Opinion Editorial

Wednesday, January 14, 1998  

Kennedy's Payroll Tax Gamble

On December 11 Sen. Edward Kennedy (D-Mass.) gave a widely reported speech in which he outlined a liberal legislative agenda. Among his initiatives is a proposal to reduce the Social Security tax by eliminating the limit on taxable wages.

  • At present, workers pay Social Security taxes only on wages up to $68,400.

  • Under the Kennedy plan, workers would pay Social Security taxes on all of their earned income, with no maximum.

  • Senator Kennedy estimates that the additional revenues from this proposal would allow the payroll tax rate to be reduced from 6.2 percent to 5.3 percent.

According to the White House Bulletin, many Republicans in Congress are intrigued by the Kennedy proposal. It quotes an unnamed congressional GOP strategist as saying it "threatens to sweep the place" and "there is a real good chance" that there may be action on the issue this year. The report further indicates that Sen. Kennedy's office has discussed the idea with the White House and gotten "encouraging words."

The rationale for the Kennedy plan is that it would reduce payroll taxes for all workers earning less than $80,000 per year. This is important because for most workers the payroll tax is the single biggest tax they pay, exceeding their federal income taxes. Moreover, the payroll tax is a significant cost of business, forcing companies to pay higher wages. Small businesses, in particular, are especially hard-hit by the payroll tax because the self-employed must pay both the individual and business share of the tax, for a total of 12.4 percent.

Senator Kennedy says his plan would not increase the federal deficit or threaten the Social Security system's finances, because it would be revenue neutral. Therefore, on the face of it, it appears to be a win-win plan, cutting taxes for most workers while raising taxes for only for the rich.

There are two major problems with this logic, however. The first is that Kennedy's plan will lead to higher benefits for the rich. The reason is because benefits are tied to taxable wages. If the amount of a worker's taxable wages increases, as it would under the Kennedy plan, they will receive higher benefits when they retire. According to economist Eugene Steuerle of the Urban Institute, "benefit gains for those with very high incomes would be significant." In fact, the purpose of the taxable earnings limit is precisely in order to keep rich people from receiving excessive Social Security benefits.

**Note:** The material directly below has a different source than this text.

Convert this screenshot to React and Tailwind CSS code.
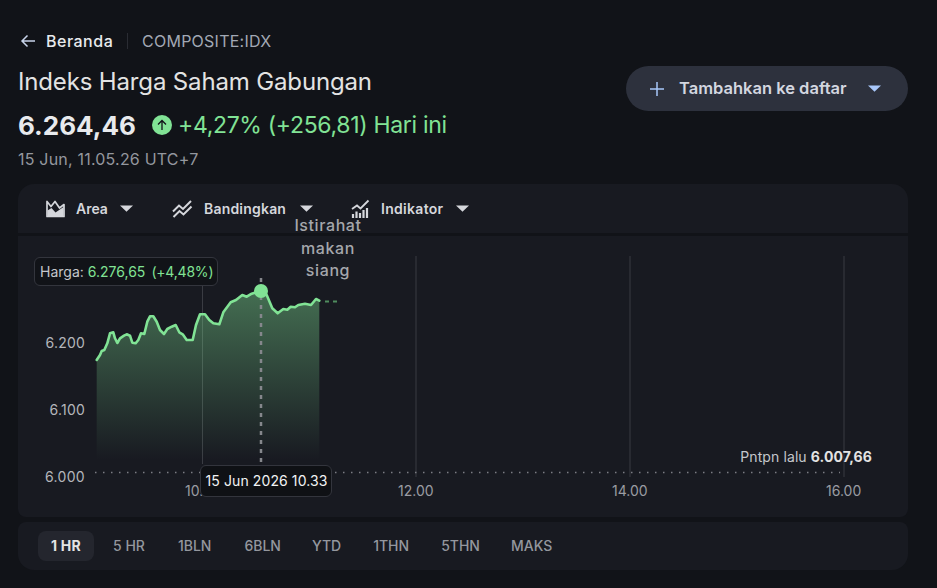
const pts = [[96.7,360],[100,355],[101.7,351],[104.3,350],[107.3,343.3],[110,333.3],[113.3,332.3],[115,338.3],[117.3,343],[120,338.3],[124,335.7],[126.7,334.3],[130,335.7],[132.3,342.7],[135.7,343.3],[138.3,340],[141,333.3],[144.3,334],[147.3,321.7],[150,316.3],[153.3,316.3],[156.7,321.7],[160,330],[164,334],[167.3,329],[171.7,326.7],[175.7,325],[179.3,332.3],[182.7,334.3],[186.7,340],[192.7,340],[196,325],[200,314.3],[205,314.3],[209.3,320],[213.3,323.3],[219.3,324.3],[223.3,312.3],[230.7,302.3],[236,300],[242.3,295],[246.7,296.7],[251.7,293.7],[260,291],[266.7,295],[272.3,308.3],[277.7,313.3],[283.3,309],[287.3,309.7],[290.7,306.7],[295,307.3],[298.3,305],[305,303.7],[311,305],[316,299],[319.3,300.7]];
const OX = 18, OY = 236;
const line = pts.map(([x, y]) => `${(x - OX).toFixed(1)},${(y - OY).toFixed(1)}`).join(" ");
const area = `${line} ${319.3 - OX},${460 - OY} ${96.7 - OX},${460 - OY}`;

function Caret({ className }) {
  return (
    <svg width="13" height="7" viewBox="0 0 13 7" className={className}>
      <path d="M0 0.500h13L6.500 6.800z" fill="currentColor" />
    </svg>
  );
}
function AreaIcon() {
  return (
    <svg width="20" height="20" viewBox="0 0 20 20" fill="none">
      <path d="M2 2.500v15h17V5.500l-4.500 3.500L10 2.500 6 7.500z" stroke="#d5d7dc" strokeWidth="1.700" strokeLinejoin="round" />
      <path d="M2.500 17v-5.500l4-2.500 4 4.500 8-5.500v9z" fill="#d5d7dc" />
    </svg>
  );
}
function CompareIcon() {
  return (
    <svg width="21" height="20" viewBox="0 0 21 20" fill="none" stroke="#d5d7dc" strokeWidth="2">
      <path d="M1 12.500l6-6 4 3.500 8-8" />
      <path d="M1.500 18l6-6 4 3.500 8-8" />
    </svg>
  );
}
function IndicatorIcon() {
  return (
    <svg width="19" height="20" viewBox="0 0 19 20" fill="none">
      <path d="M1 10l5-3.500 3.500 3L17.500 1.500" stroke="#d5d7dc" strokeWidth="1.800" />
      <path d="M2 19v-4M5.500 19v-6.500M9 19v-5M12.500 19v-8M16 19V9" stroke="#d5d7dc" strokeWidth="2.200" />
    </svg>
  );
}
const toolBtn = "flex items-center text-sm font-semibold text-[#d5d7dc]";
const ranges = [["5 HR", "ml-[19px]"], ["1BLN", "ml-[33px]"], ["6BLN", "ml-[33px]"], ["YTD", "ml-[31px]"], ["1THN", "ml-[32px]"], ["5THN", "ml-[32px]"], ["MAKS", "ml-[31px]"]];

export default function App() {
  return (
    <div className="w-[937px] h-[588px] overflow-hidden bg-[#111318] pl-[18px] pr-[29px] pt-[31px] font-['Inter',sans-serif] text-[#e3e3e3]">
      <div className="flex items-center h-5">
        <svg width="16" height="16" viewBox="0 0 16 16" fill="none" stroke="#c8d4ea" strokeWidth="1.500" className="ml-[2px]">
          <path d="M15 8H2M7.500 2.500L2 8l5.500 5.500" />
        </svg>
        <span className="ml-[10px] text-base font-medium tracking-[0.5px] text-[#e8eaed] w-[68px] whitespace-nowrap">Beranda</span>
        <span className="ml-[13px] w-px h-4 bg-[#2a2c33]" />
        <span className="ml-[14px] text-base tracking-[0.25px] text-[#a2a8b4]">COMPOSITE:IDX</span>
      </div>
      <div className="flex justify-between">
        <div>
          <div className="mt-[15px] text-2xl leading-8 tracking-[-0.15px] text-[#e3e3e3]">Indeks Harga Saham Gabungan</div>
          <div className="flex items-center mt-[9px] h-9">
            <span className="text-[26px] font-bold text-[#e8eaed] w-[134px]">6.264,46</span>
            <span className="flex items-center justify-center w-[20px] h-[20px] rounded-full bg-[#81e395]">
              <svg width="12" height="12" viewBox="0 0 12 12" fill="none" stroke="#111318" strokeWidth="1.300"><path d="M6 11V1.500M2 5.500l4-4 4 4" /></svg>
            </span>
            <span className="ml-[6px] text-[23px] tracking-[-0.32px] text-[#81e395]">+4,27% (+256,81) Hari ini</span>
          </div>
          <div className="mt-[4px] text-base leading-6 tracking-[0.2px] text-[#94979e]">15 Jun, 11.05.26 UTC+7</div>
        </div>
        <button className="mt-[15px] flex items-center h-[45px] w-[282px] rounded-full bg-[#2d313d] pl-[24px]">
          <svg width="14" height="14" viewBox="0 0 14 14" stroke="#a8c7fa" strokeWidth="1.500"><path d="M7 0v14M0 7h14" /></svg>
          <span className="ml-[15px] text-[16.5px] font-semibold text-[#d3d7e0] w-[172px] text-left whitespace-nowrap">Tambahkan ke daftar</span>
          <Caret className="ml-[17px] text-[#a8c7fa]" />
        </button>
      </div>

      <div className="mt-[13px] h-[49px] rounded-t-2xl bg-[#181a21] flex items-center pl-[27px]">
        <div className={toolBtn}>
          <AreaIcon />
          <span className="ml-[11px] w-[32px]">Area</span>
          <Caret className="ml-[12px]" />
        </div>
        <div className={`${toolBtn} ml-[39px]`}>
          <CompareIcon />
          <span className="ml-[11px] w-[82px] tracking-[0.2px] whitespace-nowrap">Bandingkan</span>
          <Caret className="ml-[14px]" />
        </div>
        <div className={`${toolBtn} ml-[38px]`}>
          <IndicatorIcon />
          <span className="ml-[11px] w-[63px] tracking-[0.3px]">Indikator</span>
          <Caret className="ml-[12px]" />
        </div>
      </div>

      <div className="relative mt-[3px] h-[281px] rounded-b-lg bg-[#181a21]">
        <svg width="890" height="281" viewBox="0 0 890 281" fill="none" className="block">
          <defs>
            <linearGradient id="fillG" x1="0" y1="55" x2="0" y2="224" gradientUnits="userSpaceOnUse">
              <stop offset="0" stopColor="#81e395" stopOpacity="0.42" />
              <stop offset="1" stopColor="#81e395" stopOpacity="0" />
            </linearGradient>
          </defs>
          <path d="M184.500 49V228" stroke="#3a3c43" />
          <path d="M398 20V241M612 20V241M826 20V241" stroke="#2e3037" strokeWidth="1.500" />
          <path d="M77 236.500H822" stroke="#7b7d84" strokeWidth="1.300" strokeDasharray="1.500 6.500" />
          <polygon points={area} fill="url(#fillG)" />
          <polyline points={line} stroke="#81e395" strokeWidth="2.600" strokeLinejoin="round" strokeLinecap="round" />
          <path d="M307 65.500H320" stroke="#4f8c5e" strokeWidth="2" strokeDasharray="4 4" />
          <path d="M243 42V228" stroke="#85878c" strokeWidth="2.500" strokeDasharray="4 5" />
          <circle cx="243" cy="55" r="7" fill="#81e395" />
        </svg>

        <span className="absolute right-[823px] top-[98px] text-sm leading-[18px] tracking-[0.2px] text-[#b4b6bb]">6.200</span>
        <span className="absolute right-[823px] top-[165px] text-sm leading-[18px] tracking-[0.2px] text-[#b4b6bb]">6.100</span>
        <span className="absolute right-[823px] top-[232px] text-sm leading-[18px] tracking-[0.3px] text-[#b4b6bb]">6.000</span>
        <span className="absolute left-[167px] top-[246px] text-sm leading-[18px] text-[#9a9ca2]">10.00</span>
        <span className="absolute left-[380px] top-[246px] text-sm leading-[18px] text-[#9a9ca2]">12.00</span>
        <span className="absolute left-[594px] top-[246px] text-sm leading-[18px] text-[#9a9ca2]">14.00</span>
        <span className="absolute left-[808px] top-[246px] text-sm leading-[18px] text-[#9a9ca2]">16.00</span>

        <div className="absolute left-[16px] top-[21px] flex items-center h-[29px] w-[184px] rounded-md border border-[#33353d] bg-[#111318] pl-[5px] text-sm whitespace-nowrap">
          <span className="text-[#c4c7cc]">Harga:</span>
          <span className="ml-[4px] text-[#81e395]">6.276,65</span>
          <span className="ml-[6px] tracking-[-0.2px] text-[#81e395]">(+4,48%)</span>
        </div>
        <div className="absolute left-[182px] top-[229px] flex items-center justify-center h-[32px] w-[132px] rounded-md border border-[#33353d] bg-[#0f1115] pl-[1px] text-sm tracking-[0.1px] text-[#f1f3f4] whitespace-nowrap">15 Jun 2026 10.33</div>
        <div className="absolute left-[270px] top-[-22px] w-[80px] text-center text-base leading-[22.5px] tracking-[0.6px] font-medium text-[#a5a7ac]">Istirahat makan siang</div>
        <div className="absolute right-[36px] top-[212px] text-sm leading-[18px] tracking-[0.1px] text-[#c4c7cc]">
          Pntpn lalu <span className="font-bold text-[#e3e3e3]">6.007,66</span>
        </div>
      </div>

      <div className="mt-[5px] h-[48px] rounded-t-lg rounded-b-2xl bg-[#181a21] flex items-center pl-[20px] text-sm text-[#94979e] font-medium">
        <span className="flex items-center justify-center w-[56px] h-[30px] rounded-lg bg-[#24262e] font-bold tracking-[0.3px] text-[#e3e3e3]">1 HR</span>
        {ranges.map(([label, margin]) => (
          <span key={label} className={margin}>{label}</span>
        ))}
      </div>
    </div>
  );
}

The second problem with the Kennedy plan is the disincentive effects of the higher tax rate for those with upper incomes. It will discourage work effort among those with high wages, such as doctors. And it will encourage corporate executives to take more of their compensation in the form of "unearned" income not subject to the payroll tax, such as stock options. Of course, low and moderate income workers will have a greater incentive to work and earn taxable income. However, economist Steve Entin of the Institute for Research on the Economics of Taxation estimates that "on an income-weighted basis, there would be a net reduction in work incentives economy-wide."

Consequently, Entin believes that the Kennedy plan is not revenue neutral. He calculates that the government will receive only 75 percent of the revenue Senator Kennedy estimates. Moreover, it does not appear that Senator Kennedy has taken any account of the higher benefits that will be paid out. Therefore, the plan would significantly increase the federal budget deficit and worsen the finances of the Social Security system. Given the already precarious state of Social Security's finances, the Kennedy plan too big a gamble to take.